1321 MR. CRAIG: We stand by our record in terms of diversity on our stations. I heard Mr. Desilva's comments today. I think that over the last twelve months it has been very difficult for us to retain staff and attract staff. So if there have been any reductions in our numbers, that is probably why.

1322 THE CHAIRPERSON: Thank you.

1323 I think I would be remiss in not stating at this point that the Commission commends the Craig family for its many years of contribution to Canadian broadcasting. It is a shame to see the family disappear at this time and hopefully there may be interest in your returning in another form at some point in the future.

1324 I thought I would state that on my behalf and that of my colleagues.

1325 MR. CRAIG: Thank you very much.

1326 THE CHAIRPERSON: With those remarks, I think those are our questions and if you do have any final remarks that you would like to make, Mr. Switzer, please go ahead.

1327 MR. SWITZER: Drew has just suggested to me he thinks he is fine. I had thought, as a courtesy, an opportunity, but if Drew's fine -- Mr. Chairman, Vice-Chairs, thank you very much for a full and complete discussion of this important file.

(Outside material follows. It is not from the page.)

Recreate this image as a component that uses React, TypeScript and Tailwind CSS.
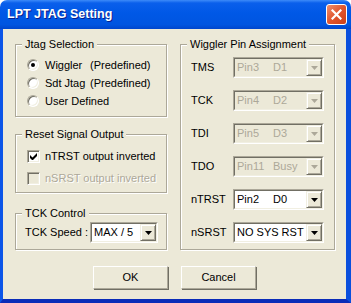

1328 THE CHAIRPERSON: Thank you.

1329 Mr. Secretary.

1330 THE SECRETARY: Thank you, Mr. Chairman.

1331 That does complete the agenda for this public hearing.

1332 THE CHAIRPERSON: Before closing, I want to take this opportunity to commend our very hard-working staff. Their briefings were impeccable, their work tireless. I want to single out Mr. Ramsay and his team for their work on this and the hearing that started on Tuesday, as well as other members of the staff in the Broadcasting Directorate and Legal Branch, and last but not least, our redoubtable secretary who always keeps the trains running with efficiency and good cheer.

1333 Thank you very kindly and thank you all. This hearing is now adjourned.